I see fostering as giving kids love and a safe home while their parents/caregivers get things together. I'm fine with sending them home when it's time. I'm just afraid that after waiting so long to be a mother, I'll still feel like I'm not really a mother. If we have our own bio kid first, and temp increased our family through fostering, I could see it as enjoying one on one time with our own little one when fks go home. Without having bio kid and just going with fostering, there would be a lot of sadness when our home is empty... sort of perpetuating the belief that I'm not a "real mother". Do you know what I mean?
So now I'm thinking about having a bio kid first, but I don't want to put off fostering again (it's already been put off 3 years!) so what about doing both? Are there any rules against this (yes, I'll have to check local laws, but in general) and what about the day to day part of it? Doable? I've been planning on fostering kids aged 4 and under, and would be a SAHM.
Has anyone else gone through this before?
ETA: If you've been reading along, you'll notice I changed my wording at least 3 times! I hate talking about stuff like this, I feel like it always comes out wrong and people misread my intentions.

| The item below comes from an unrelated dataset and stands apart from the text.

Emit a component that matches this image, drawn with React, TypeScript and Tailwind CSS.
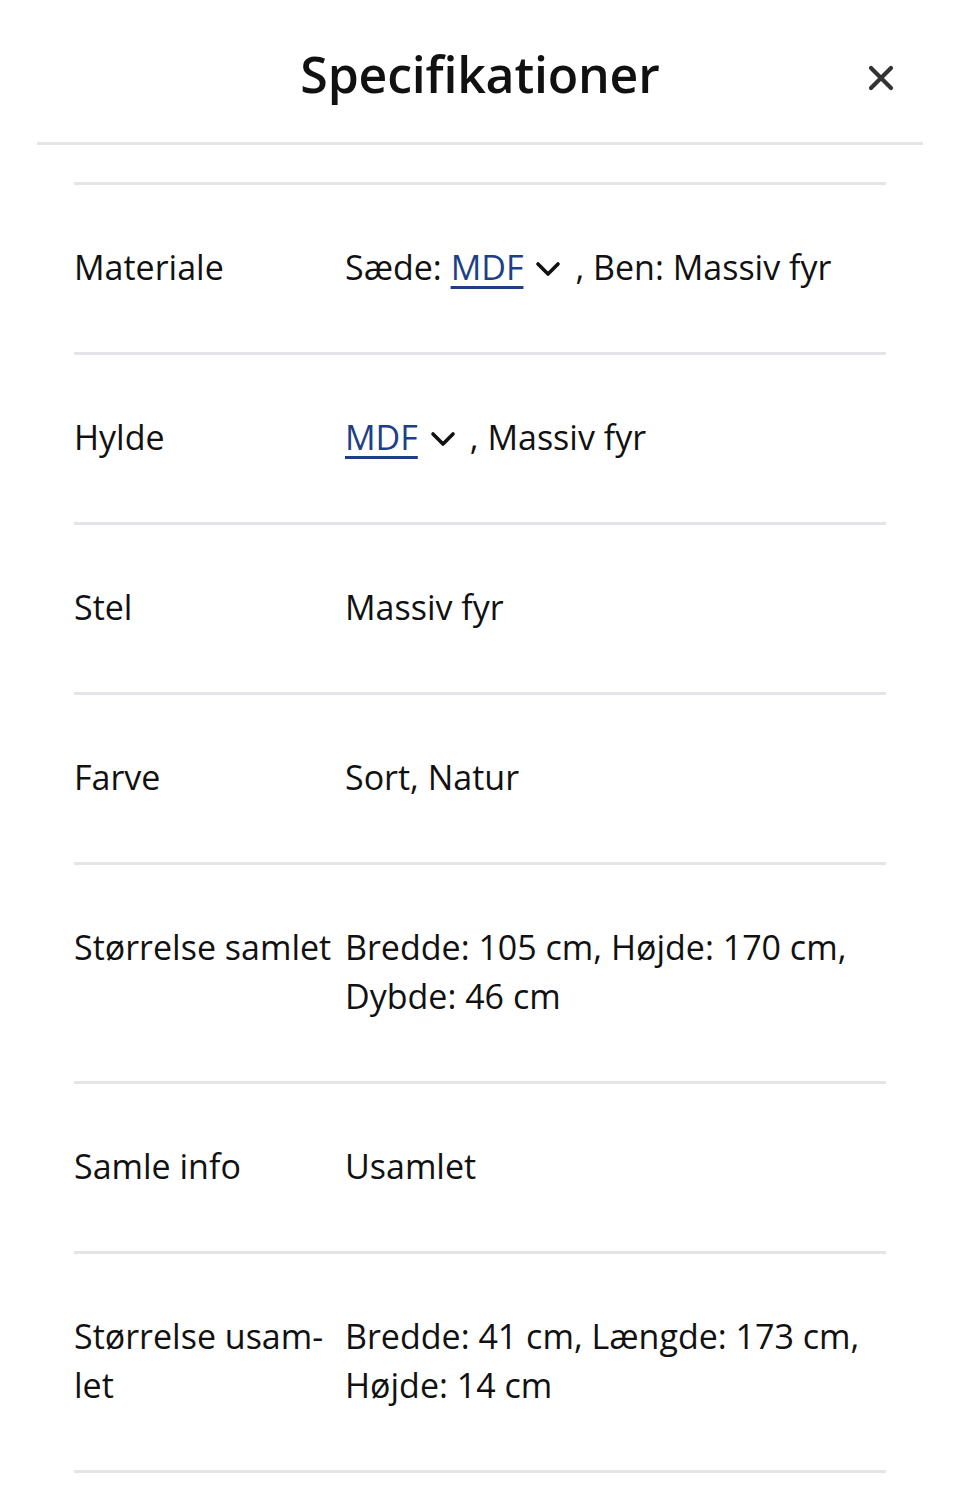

I've been wanting to be a mother forever. I've been wanting to foster for goodness.... 3 years now? As in, we actually made the call to start the process but life happened and we had to put it off. After 11 years together, DH and I are at the point where we're just about ready to really get into this parenting thing. (Still some DIY renovations to be done on our home, but we can see the end in sight!)
I've always thought that I would be TOTALLY fine with just fostering and possibly adopting someday if a child in our home became available. I've been doing a lot of thinking though lately. I'll be 30 soon and while I love the idea of fostering and/or fostering to adopt, my heart is a little torn over the idea.
I see fostering as giving kids love and a safe home while their parents/caregivers get things together. I'm fine with sending them home when it's time. I'm just afraid that after waiting so long to be a mother, I'll still feel like I'm not really a mother. If we have our own bio kid first, and temp increased our family through fostering, I could see it as enjoying one on one time with our own little one when fks go home. Without having bio kid and just going with fostering, there would be a lot of sadness when our home is empty... sort of perpetuating the belief that I'm not a "real mother". Do you know what I mean?
So now I'm thinking about having a bio kid first, but I don't want to put off fostering again (it's already been put off 3 years!) so what about doing both? Are there any rules against this (yes, I'll have to check local laws, but in general) and what about the day to day part of it? Doable? I've been planning on fostering kids aged 4 and under, and would be a SAHM.
Has anyone else gone through this before?
ETA: If you've been reading along, you'll notice I changed my wording at least 3 times! I hate talking about stuff like this, I feel like it always comes out wrong and people misread my intentions.












My son was placed with me when i was 35 and i felt alot more prepared to parent than when i gave birth at age 23.



Who cares about others! Who would be willing to sacrifice a lot to help those in need. The above comment just doesn't sit well with me for some reason.